[Date Prev][Date Next][Thread Prev][Thread Next][Date Index][Thread Index]

Re: [Condor-users] preempt and then hold?



On Tue, 2 Aug 2005 13:52:32 -0500  Scott Koranda wrote:

> So am I correct that for Standard universe jobs using way too
> much memory there is no way to PREEMPT or KILL them if the
> pool is not doing periodic checkpointing?

no, that's not correct, either. ;)

what my message tried to say is that for *all* universes of jobs, the
startd is computing it's own version of the job's imagesize based on
magic from /proc (or equivalent, depending on the platform).  that's
the version of imagesize that's always used for evaluating PREEMPT or
KILL in the startd, and it's the one that's recomputed every
POLLING_INTERVAL.  periodic checkpointing does not in any way effect
this number (though it should, but that's another story).
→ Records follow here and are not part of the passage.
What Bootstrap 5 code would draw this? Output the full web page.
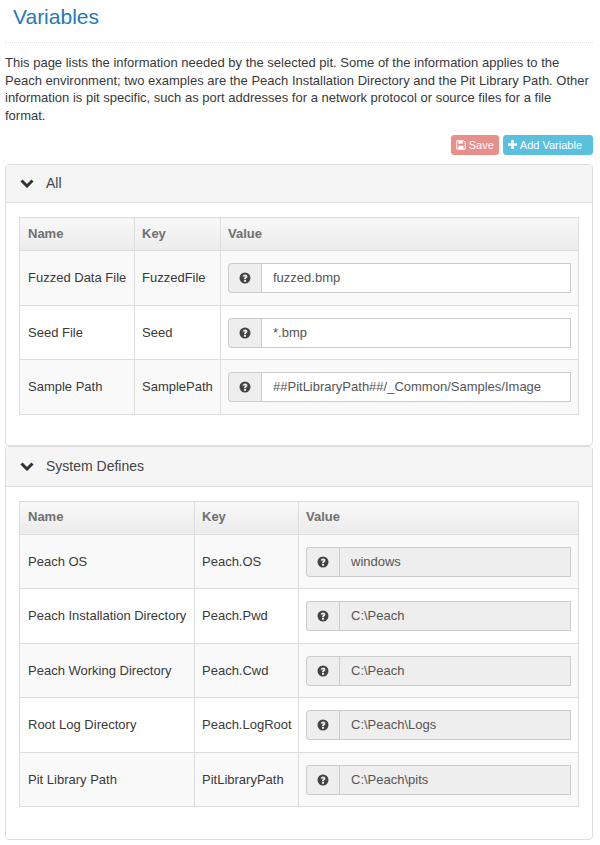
<!DOCTYPE html>
<html lang="en">
<head>
  <meta charset="UTF-8">
  <meta name="viewport" content="width=device-width, initial-scale=1">
  <title>Variables</title>
  <link href="https://cdn.jsdelivr.net/npm/bootstrap@5.3.0/dist/css/bootstrap.min.css" rel="stylesheet">
  <style>
    body {
      font-family: "Liberation Sans", Arial, sans-serif;
      font-size: 13px;
      color: #393939;
      background: #fff;
    }
    .page-wrap { padding: 0 7px 0 5px; }
    .page-head {
      height: 43px;
      padding: 5px 0 0 8px;
      border-bottom: 1px dotted #e2e2e2;
    }
    .page-head h1 {
      margin: 0;
      font-size: 21px;
      line-height: 24px;
      font-weight: 400;
      color: #2679b5;
    }
    .intro {
      margin: 11px 0 0;
      line-height: 17.6px;
    }
    .tool-row { margin-top: 11px; gap: 4px; height: 20px; }
    .tool-btn {
      display: flex;
      align-items: center;
      gap: 3px;
      height: 20px;
      font-size: 11px;
      color: #fff;
      border: 1px solid;
      border-radius: 3px;
    }
    .tool-save { background: #e78f8a; border-color: #e78f8a; padding: 0 4px 1px 4px; }
    .tool-add { background: #5bc0de; border-color: #5bc0de; padding: 0 10px 1px 4px; }
    .var-panel {
      border: 1px solid #ddd;
      border-radius: 4px;
      background: #fff;
    }
    .first-panel { margin-top: 9px; height: 282px; }
    .second-panel { height: 394px; }
    .var-head {
      display: flex;
      align-items: center;
      gap: 12px;
      height: 38px;
      padding-left: 14px;
      font-size: 14px;
      color: #444;
      background: #f5f5f5;
      border-bottom: 1px solid #ddd;
    }
    .second-panel .var-head { height: 39.5px; }
    .var-body { padding: 14px 13px; }
    .var-table {
      width: 560px;
      table-layout: fixed;
      border-collapse: collapse;
    }
    .var-table th, .var-table td {
      border: 1px solid #ddd;
      padding: 0 7px;
      vertical-align: middle;
    }
    .var-table th:first-child, .var-table td:first-child { padding-left: 8px; }
    .var-table th {
      height: 33px;
      padding-bottom: 2px;
      font-weight: 700;
      color: #707070;
      background: linear-gradient(#f8f8f8, #ececec);
    }
    .var-table td { height: 54.5px; color: #393939; white-space: nowrap; }
    .var-table tbody tr:nth-child(odd) td { background: #f9f9f9; }
    .field {
      display: flex;
      height: 30px;
    }
    .field-tip {
      display: flex;
      align-items: center;
      justify-content: center;
      flex: 0 0 33px;
      background: #eee;
      border: 1px solid #ccc;
      border-right: 0;
      border-radius: 4px 0 0 4px;
    }
    .field-val {
      flex: 1;
      min-width: 0;
      padding: 0 11px;
      font-size: 13px;
      font-family: inherit;
      color: #555;
      background: #fff;
      border: 1px solid #ccc;
      border-radius: 0;
      outline: 0;
    }
    .field-val:disabled { background: #eee; color: #555; }
  </style>
</head>
<body>
  <div class="page-wrap">
    <div class="page-head"><h1>Variables</h1></div>
    <p class="intro">This page lists the information needed by the selected pit. Some of the information applies to the Peach environment; two examples are the Peach Installation Directory and the Pit Library Path. Other information is pit specific, such as port addresses for a network protocol or source files for a file format.</p>

    <div class="d-flex justify-content-end tool-row">
      <div class="tool-btn tool-save">
        <svg width="10" height="10" viewBox="0 0 12 12"><path fill="none" stroke="#fff" stroke-width="1.2" d="M1 1h8.500L11 2.500V11H1z"/><path fill="#fff" d="M3 1h5v3.500H3zM3 7h6v4H3z"/></svg>
        Save
      </div>
      <div class="tool-btn tool-add">
        <svg width="9" height="9" viewBox="0 0 10 10"><path fill="#fff" d="M3.500 0h3v3.500H10v3H6.500V10h-3V6.500H0v-3h3.500z"/></svg>
        Add Variable
      </div>
    </div>

    <!-- All -->
    <div class="var-panel first-panel">
      <div class="var-head">
        <svg width="14" height="9" viewBox="0 0 14 9"><path fill="none" stroke="#333" stroke-width="3" d="M1.500 1.500L7 7l5.500-5.500"/></svg>
        All
      </div>
      <div class="var-body">
        <table class="var-table" id="allTable">
          <colgroup><col style="width:115px"><col style="width:86px"><col></colgroup>
          <thead><tr><th>Name</th><th>Key</th><th>Value</th></tr></thead>
          <tbody></tbody>
        </table>
      </div>
    </div>

    <!-- System Defines -->
    <div class="var-panel second-panel">
      <div class="var-head">
        <svg width="14" height="9" viewBox="0 0 14 9"><path fill="none" stroke="#333" stroke-width="3" d="M1.500 1.500L7 7l5.500-5.500"/></svg>
        System Defines
      </div>
      <div class="var-body">
        <table class="var-table" id="sysTable">
          <colgroup><col style="width:175px"><col style="width:104px"><col></colgroup>
          <thead><tr><th>Name</th><th>Key</th><th>Value</th></tr></thead>
          <tbody></tbody>
        </table>
      </div>
    </div>
  </div>

  <script>
    const tipIcon = '<svg width="12" height="12" viewBox="0 0 12 12"><path fill="#444" fill-rule="evenodd" d="M6 .5a5.500 5.500 0 1 0 0 11 5.500 5.500 0 0 0 0-11zM5 8h2v1.700H5zM3.700 4.500C3.900 3.200 4.900 2.500 6.100 2.500c1.300 0 2.300.8 2.300 2 0 .9-.5 1.400-1.100 1.800-.3.200-.4.400-.4.900H5.100c0-1 .2-1.500.8-1.900.4-.3.600-.5.600-.7 0-.3-.2-.4-.5-.4-.3 0-.5.200-.6.600z"/></svg>';

    const allRows = [
      ['Fuzzed Data File', 'FuzzedFile', 'fuzzed.bmp'],
      ['Seed File', 'Seed', '*.bmp'],
      ['Sample Path', 'SamplePath', '##PitLibraryPath##/_Common/Samples/Image']
    ];
    const sysRows = [
      ['Peach OS', 'Peach.OS', 'windows'],
      ['Peach Installation Directory', 'Peach.Pwd', 'C:\\Peach'],
      ['Peach Working Directory', 'Peach.Cwd', 'C:\\Peach'],
      ['Root Log Directory', 'Peach.LogRoot', 'C:\\Peach\\Logs'],
      ['Pit Library Path', 'PitLibraryPath', 'C:\\Peach\\pits']
    ];

    function fillTable(id, rows, disabled) {
      document.querySelector('#' + id + ' tbody').innerHTML = rows.map(r => `
        <tr>
          <td>${r[0]}</td>
          <td>${r[1]}</td>
          <td><div class="field"><span class="field-tip">${tipIcon}</span><input class="field-val" value="${r[2]}" ${disabled ? 'disabled' : ''}></div></td>
        </tr>`).join('');
    }
    fillTable('allTable', allRows, false);
    fillTable('sysTable', sysRows, true);
  </script>
  <script src="https://cdn.jsdelivr.net/npm/bootstrap@5.3.0/dist/js/bootstrap.bundle.min.js"></script>
</body>
</html>
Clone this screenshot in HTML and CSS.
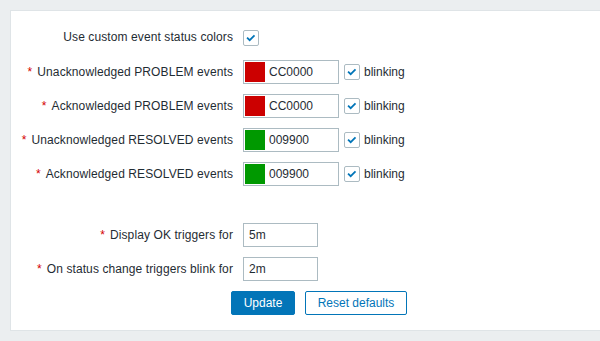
FILE: index.html
```html
<!DOCTYPE html>
<html>
<head>
<meta charset="utf-8">
<link rel="stylesheet" href="styles.css">
</head>
<body>
<div class="panel">
  <div class="form">
    <div class="label">Use custom event status colors</div>
    <div class="field"><span class="cb"><svg viewBox="0 0 16 16" width="14" height="14"><path d="M3.5 7.5 L6.5 10.5 L12 5" fill="none" stroke="#0275b8" stroke-width="2"/></svg></span></div>

    <div class="label"><span class="req">*</span>Unacknowledged PROBLEM events</div>
    <div class="field"><span class="color"><span class="sw red"></span>CC0000</span><span class="cb"><svg viewBox="0 0 16 16" width="14" height="14"><path d="M3.5 7.5 L6.5 10.5 L12 5" fill="none" stroke="#0275b8" stroke-width="2"/></svg></span><span class="cbl">blinking</span></div>

    <div class="label"><span class="req">*</span>Acknowledged PROBLEM events</div>
    <div class="field"><span class="color"><span class="sw red"></span>CC0000</span><span class="cb"><svg viewBox="0 0 16 16" width="14" height="14"><path d="M3.5 7.5 L6.5 10.5 L12 5" fill="none" stroke="#0275b8" stroke-width="2"/></svg></span><span class="cbl">blinking</span></div>

    <div class="label"><span class="req">*</span>Unacknowledged RESOLVED events</div>
    <div class="field"><span class="color"><span class="sw green"></span>009900</span><span class="cb"><svg viewBox="0 0 16 16" width="14" height="14"><path d="M3.5 7.5 L6.5 10.5 L12 5" fill="none" stroke="#0275b8" stroke-width="2"/></svg></span><span class="cbl">blinking</span></div>

    <div class="label"><span class="req">*</span>Acknowledged RESOLVED events</div>
    <div class="field"><span class="color"><span class="sw green"></span>009900</span><span class="cb"><svg viewBox="0 0 16 16" width="14" height="14"><path d="M3.5 7.5 L6.5 10.5 L12 5" fill="none" stroke="#0275b8" stroke-width="2"/></svg></span><span class="cbl">blinking</span></div>

    <div class="spacer"></div>

    <div class="label"><span class="req">*</span>Display OK triggers for</div>
    <div class="field"><span class="text">5m</span></div>

    <div class="label"><span class="req">*</span>On status change triggers blink for</div>
    <div class="field"><span class="text">2m</span></div>
  </div>
  <div class="buttons">
    <button class="btn primary">Update</button>
    <button class="btn alt">Reset defaults</button>
  </div>
</div>
</body>
</html>
```
FILE: styles.css
```css
html, body {
  margin: 0;
  padding: 0;
}
body {
  background: #ebeef0;
  padding: 10px 0 0 10px;
  height: 341px;
  box-sizing: border-box;
  overflow: hidden;
  font-family: "Liberation Sans", Arial, sans-serif;
  font-size: 12px;
  color: #1f2c33;
}
.panel {
  background: #ffffff;
  border: 1px solid #dfe4e7;
  border-right: none;
  padding: 14px 0 15px 0;
}
.form {
  display: grid;
  grid-template-columns: 222px 1fr;
  column-gap: 10px;
  row-gap: 10px;
}
.label {
  text-align: right;
  line-height: 24px;
  height: 24px;
  white-space: nowrap;
  letter-spacing: 0.1px;
}
.req {
  color: #d40000;
  margin-right: 5px;
}
.field {
  display: flex;
  align-items: center;
  height: 24px;
}
.form > .label:first-child {
  height: 25px;
  line-height: 25px;
}
.form > .label:first-child + .field {
  height: 25px;
}
.cb {
  width: 16px;
  height: 16px;
  box-sizing: border-box;
  border: 1px solid #acbbc2;
  border-radius: 2px;
  background: #fff;
  display: flex;
  align-items: center;
  justify-content: center;
}
.cbl {
  margin-left: 4px;
}
.color {
  width: 96px;
  height: 24px;
  box-sizing: border-box;
  border: 1px solid #acbbc2;
  display: flex;
  align-items: center;
  padding-left: 1px;
  margin-right: 5px;
}
.sw {
  width: 20px;
  height: 20px;
  margin-right: 4px;
}
.sw.red { background: #cc0000; }
.sw.green { background: #009900; }
.spacer {
  grid-column: 1 / 3;
  height: 17px;
}
.text {
  width: 75px;
  height: 24px;
  box-sizing: border-box;
  border: 1px solid #acbbc2;
  padding-left: 5px;
  line-height: 22px;
}
.buttons {
  display: flex;
  gap: 10px;
  padding-left: 220px;
  margin-top: 10px;
}
.btn {
  height: 24px;
  box-sizing: border-box;
  font-family: "Liberation Sans", Arial, sans-serif;
  font-size: 12px;
  border-radius: 2px;
  padding: 0;
  margin: 0;
}
.primary {
  width: 64px;
  background: #0275b8;
  border: 1px solid #0275b8;
  color: #fff;
}
.alt {
  width: 102px;
  background: #fff;
  border: 1px solid #0275b8;
  color: #0275b8;
}
```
however, depending on the universe, some other value of imagesize is
sometimes stored back at the submit machine in the job queue, which is
then used for condor_q, future matchmaking, writing userlog events,
etc, etc.  that's (part of) why it's confusing...

> That is what we are really after...a way to get jobs off of a
> machine when they try to use too much memory and take the machine
> into the weeds.

what you originally wrote for this should be fine.


sorry for the confusion,
-derek